Method Using muscle tissues of hybrid snakehead under normal temperature (control group) and low-temperature stress as materials, transcriptome sequencing and comparative analysis were conducted, transcription factors were predicted and identified, differentially expressed genes (DEGs) were screened, and some DEGs were validated by qRT-PCR.
Result When the water temperature dropped to 7 ℃, the hybrid snakehead exhibited loss of equilibrium. Transcriptome analysis identified a total of 1857 DEGs, of which 750 were upregulated and 1107 were downregulated. Transcription factor analysis identified a total of 126 transcription factors, among which C2H2, bHLH and bZIP were the relatively large transcription factor families. Expression of most genes of the bHLH family was upregulated, while the expression of TCF12 and MyoD1 was downregulated.
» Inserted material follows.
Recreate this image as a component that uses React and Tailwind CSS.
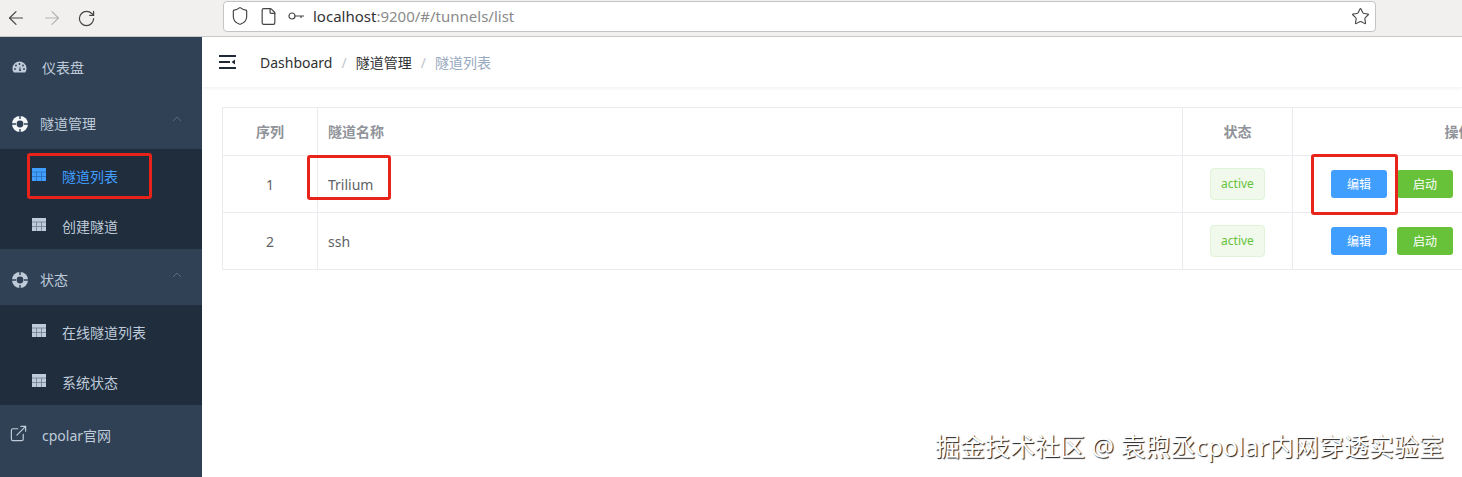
import { ArrowLeft, ArrowRight, RotateCw, Shield, File, Star, ExternalLink } from "lucide-react"

const FONT = { fontFamily: '"Noto Sans", "Noto Sans CJK SC", sans-serif' }

function GaugeIcon() {
  return (
    <svg width="15" height="12" viewBox="0 0 15 12" className="shrink-0">
      <path d="M7.5 0.5a7 7 0 0 0-7 7c0 1.5.5 2.9 1.3 4h11.4c.8-1.1 1.3-2.5 1.3-4a7 7 0 0 0-7-7z" fill="#bfcbd9" />
      <circle cx="4" cy="4.5" r="0.9" fill="#304156" />
      <circle cx="7.5" cy="3" r="0.9" fill="#304156" />
      <circle cx="11" cy="4.5" r="0.9" fill="#304156" />
      <circle cx="3" cy="8" r="0.9" fill="#304156" />
      <circle cx="12" cy="8" r="0.9" fill="#304156" />
      <path d="M7 10l1-5 1 5z" fill="#304156" />
    </svg>
  )
}

function RingIcon({ color }) {
  return (
    <svg width="16" height="16" viewBox="0 0 16 16" className="shrink-0">
      <circle cx="8" cy="8" r="8" fill={color} />
      <circle cx="8" cy="8" r="3.4" fill="#304156" />
      <path d="M0 8h4M12 8h4M8 0v3M8 13v3" stroke="#304156" strokeWidth="1.4" />
    </svg>
  )
}

function TableIcon({ color, line }) {
  return (
    <svg width="14" height="13" viewBox="0 0 14 13" className="shrink-0">
      <rect width="14" height="13" fill={color} />
      <path d="M0 4h14M0 8.500h14M4.500 4v9M9.500 4v9" stroke={line} strokeWidth="0.8" />
    </svg>
  )
}

function MenuToggle() {
  return (
    <svg width="17" height="14" viewBox="0 0 17 14" className="shrink-0">
      <path d="M0 1h17M0 7h11M0 13h17" stroke="#1f2937" strokeWidth="1.8" />
      <path d="M16 4.500v5l-3.500-2.500z" fill="#1f2937" />
    </svg>
  )
}

function KeyIcon() {
  return (
    <svg width="16" height="10" viewBox="0 0 16 10" className="shrink-0">
      <circle cx="4" cy="5" r="3" fill="none" stroke="#444" strokeWidth="1.2" />
      <path d="M7 5h9M13 5v2" stroke="#444" strokeWidth="1.2" fill="none" />
    </svg>
  )
}

function MenuTitle({ icon, label, chevron }) {
  return (
    <div className="h-14 flex items-center pl-3 pr-5 text-[14px] text-[#bfcbd9]">
      <span className="w-[28px] flex items-center mt-1.5">{icon}</span>
      <span className="pt-1">{label}</span>
      {chevron && (
        <svg width="10" height="6" viewBox="0 0 10 6" className="ml-auto mb-1">
          <path d="M1 5l4-4 4 4" fill="none" stroke="#566a80" strokeWidth="1" />
        </svg>
      )}
    </div>
  )
}

function SubItem({ label, active }) {
  return (
    <div className={`h-[50px] flex items-center pl-8 text-[14px] ${active ? "text-[#409eff]" : "text-[#bfcbd9]"}`}>
      <span className="w-[30px] flex items-center">
        {active ? <TableIcon color="#409eff" line="#2a6fb5" /> : <TableIcon color="#bfcbd9" line="#6d7d8e" />}
      </span>
      <span className="pt-1">{label}</span>
    </div>
  )
}

function Sidebar() {
  return (
    <aside className="w-[202px] shrink-0 bg-[#304156]">
      <div className="h-14 flex items-center pl-3 text-[14px] text-[#bfcbd9]">
        <span className="w-[30px] flex items-center mt-[3px]"><GaugeIcon /></span>
        <span className="pt-1">仪表盘</span>
      </div>
      <MenuTitle icon={<RingIcon color="#f4f6f8" />} label="隧道管理" chevron />
      <div className="bg-[#1f2d3d]">
        <SubItem label="隧道列表" active />
        <SubItem label="创建隧道" />
      </div>
      <MenuTitle icon={<RingIcon color="#bfcbd9" />} label="状态" chevron />
      <div className="bg-[#1f2d3d]">
        <SubItem label="在线隧道列表" />
        <SubItem label="系统状态" />
      </div>
      <div className="h-14 flex items-center pl-[9px] text-[14px] text-[#bfcbd9]">
        <span className="w-[33px] flex items-center">
          <ExternalLink size={19} strokeWidth={1.5} />
        </span>
        <span className="pt-1">cpolar官网</span>
      </div>
    </aside>
  )
}

function Row({ index, name }) {
  return (
    <tr className="h-[57px] border-b border-[#e9ebee] text-[14px] text-[#606266]">
      <td className="border-r border-[#e9ebee] text-center">{index}</td>
      <td className="border-r border-[#e9ebee] px-2.5">{name}</td>
      <td className="border-r border-[#e9ebee] text-center">
        <span className="inline-flex items-center justify-center w-[55px] h-8 rounded border border-[#e1f3d8] bg-[#f0f9eb] text-[12px] text-[#67c23a]">active</span>
      </td>
      <td className="pl-[38px]">
        <div className="flex gap-[10px]">
          <span className="w-14 h-7 pt-px rounded-[3px] bg-[#409eff] text-white text-[12px] flex items-center justify-center">编辑</span>
          <span className="w-14 h-7 pt-px rounded-[3px] bg-[#67c23a] text-white text-[12px] flex items-center justify-center">启动</span>
        </div>
      </td>
    </tr>
  )
}

export default function App() {
  return (
    <div className="relative w-[1462px] h-[477px] overflow-hidden bg-white flex flex-col" style={FONT}>
      <div className="h-[37px] shrink-0 bg-[#f2f0ef] border-b border-[#c8c8c8] flex items-center">
        <div className="w-[223px] flex items-center pl-[5px] gap-[14px] text-[#444]">
          <ArrowLeft size={22} strokeWidth={1.3} />
          <ArrowRight size={22} strokeWidth={1.3} className="text-[#b5b3b2]" />
          <RotateCw size={19} strokeWidth={1.5} />
        </div>
        <div className="w-[1153px] h-[31px] -mt-1 bg-white border border-[#c4c4c4] rounded-[4px] flex items-center pl-[6px] pr-[5px] text-[#444]">
          <Shield size={20} strokeWidth={1.4} />
          <File size={19} strokeWidth={1.5} className="ml-[9px]" />
          <span className="ml-[10px]"><KeyIcon /></span>
          <span className="ml-[9px] text-[15px] text-[#8a8a8a]"><span className="text-[#333]">localhost</span>:9200/#/tunnels/list</span>
          <Star size={19} strokeWidth={1.4} className="ml-auto" />
        </div>
      </div>

      <div className="flex flex-1 min-h-0">
        <Sidebar />
        <main className="flex-1 min-w-0 overflow-hidden">
          <header className="h-[50px] flex items-center pl-[17px] shadow-[0_1px_4px_rgba(0,21,41,0.08)] text-[14px]">
            <MenuToggle />
            <span className="ml-[24px] text-[#303133]">Dashboard</span>
            <span className="mx-[9px] text-[#c0c4cc]">/</span>
            <span className="text-[#303133]">隧道管理</span>
            <span className="mx-[9px] text-[#c0c4cc]">/</span>
            <span className="text-[#97a8be]">隧道列表</span>
          </header>
          <div className="pl-5 pt-5">
            <table className="table-fixed w-[1402px] border-collapse border border-[#e9ebee]">
              <colgroup>
                <col className="w-[95px]" />
                <col className="w-[865px]" />
                <col className="w-[110px]" />
                <col className="w-[332px]" />
              </colgroup>
              <thead>
                <tr className="h-[48px] border-b border-[#e9ebee] text-[14px] text-[#909399]">
                  <th className="border-r border-[#e9ebee] text-center font-bold">序列</th>
                  <th className="border-r border-[#e9ebee] text-left px-2.5 font-bold">隧道名称</th>
                  <th className="border-r border-[#e9ebee] text-center font-bold">状态</th>
                  <th className="text-center font-bold">操作</th>
                </tr>
              </thead>
              <tbody>
                <Row index="1" name="Trilium" />
                <Row index="2" name="ssh" />
              </tbody>
            </table>
          </div>
        </main>
      </div>

      {/* red annotation boxes drawn on top of the screenshot */}
      <div className="absolute left-[27px] top-[153px] w-[125px] h-[46px] rounded-[3px] border-[3px] border-[#e8231a]" />
      <div className="absolute left-[307px] top-[155px] w-[84px] h-[45px] rounded-[3px] border-[3px] border-[#e8231a]" />
      <div className="absolute left-[1311px] top-[154px] w-[87px] h-[61px] rounded-[3px] border-[3px] border-[#e8231a]" />

      {/* watermark */}
      <div className="absolute left-[935px] top-[430px] text-[25px] leading-[32px] whitespace-nowrap text-white [text-shadow:1px_1px_1px_rgba(0,0,0,0.9)]">
        掘金技术社区 @ 袁煦丞cpolar内网穿透实验室
      </div>
    </div>
  )
}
GO and KEGG functional enrichment analyses indicated that these DEGs were significantly enriched in pathways such as the FOXO signaling pathway and actin cytoskeleton regulation. The expression of key cold stress-related genes (such as VEGF, B-AR, HSP90, Metrnl, and FOXO1) was significantly upregulated. Eleven DEGs were randomly selected for qPCR validation, and the results were highly consistent with the transcriptome data, indicating that the RNA-seq data were reliable.
Conclusion The expression of muscle growth-related transcription factors in hybrid snakehead is inhibited under low-temperature stress, suggesting that hybrid snakehead may cope with low-temperature stress by adjusting energy metabolism. In addition, hybrid snakehead may enhance cold resistance by regulating the expression of cold stress-related genes in muscle tissue (such as HSP90 and FOXO1), activating the FOXO signaling pathway, and engaging in physiological processes such as actin cytoskeleton remodeling. The research results provide an important reference for in-depth analysis of the low-temperature response mechanism of hybrid snakehead and for the breeding of cold-resistant varieties.